12.28.09 | Fred Child and Tom Huizenga | NPR Music

This year marked the 200th anniversary of what may be the most important science book ever written: Charles Darwin's On the Origin of Species.

Darwin was British, and throughout 2009, the English have been particularly proud, issuing a Darwin coin, official stamps and a variety of celebratory exhibitions.

But none of the Darwin-mania was lost on this side of the pond, even in musical circles. David Balakrishnan, violinist and founder of the Grammy-winning Turtle Island Quartet, composed a piece titled Tree of Life, inspired in part by Darwin's groundbreaking book. It's a large-scale multimedia composition (commissioned by the Lied Center at the University of Kansas), mixing theatre, dance, video, spoken word, a wind ensemble and the Turtle Island Quartet itself.

Balakrishnan and the rest of the Turtle Island Quartet stopped by the Performance Today studio to play a version of the piece for string quartet.

"The subject matter is Darwin's theory of evolution," Balakrishnan says. "I tried to avoid getting into the conflict of it, but instead talk about the cultural values of wanting to know where you came from and what that means artistically."

Turtle Island's Cross-Cultural World

The piece is in four movements: "Aswatha" (the Indian Tree of Life), "Lucy" (named for the second oldest human found), "Monkey Business," and "Coelacanth" (named after the world's oldest fish).

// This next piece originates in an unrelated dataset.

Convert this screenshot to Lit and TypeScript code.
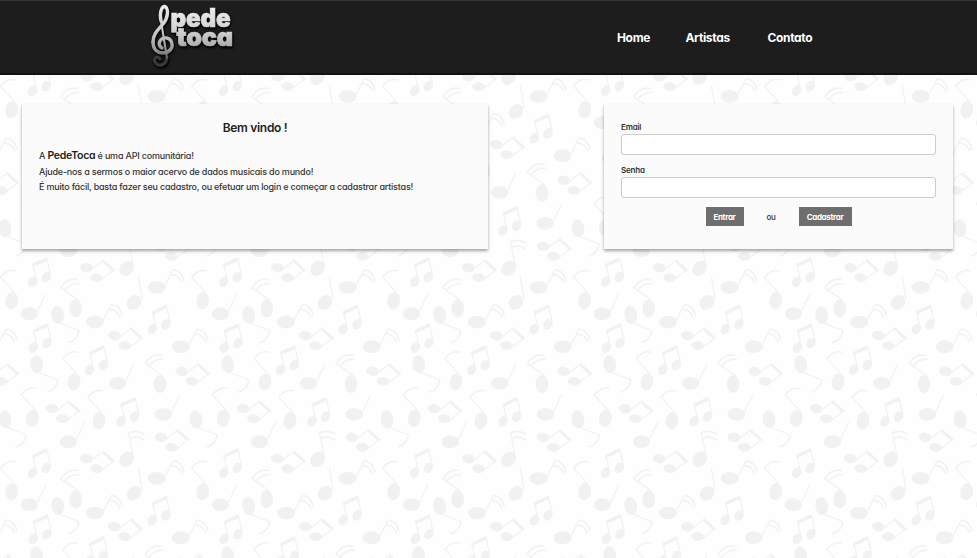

As Tree of Life flows by, styles and eras of music seem to evolve, swimming seamlessly into each other. I tried jotting down a few as the piece went by, and came up with at least 16, including Indian classical music, bluegrass, swing, bebop, Afro-Cuban, the songs "Strangers in the Night" and "All of Me," Eastern European folk music, blues and hints of rock and funk. You might hear more. But what really struck me is that it didn't feel like a pastiche; all of these styles live organically in the Turtle Island world.

The Quartet has always had a love for the multi-stylistic and multicultural. And, as Balakrishnan told me, each member of the group comes by it naturally. It's particularly obvious in the story of his own musical evolution.

"My father is from India, so I grew up hearing that music as a kid," Balakrishnan says. "Then I fell in love with Jimi Hendrix and wanted to play Hendrix on the violin. That was great for a while. I got into fusion, got into classical 12-tone study. Then I discovered bebop, then the David Grisman Quintet. All these things, they are all accidents, right? But they are following your heart. In the end, Turtle Island was the way that I found to connect the dots."

Balakrishnan says he has tremendous respect for Bach, Beethoven and Brahms, but his musical world encompasses much more. I don't know if I've ever heard a piece of music with such a wide range of cultural references that doesn't sound like a collage. Tree of Life sounds wholly integrated — a single musical ecosystem, made from many species.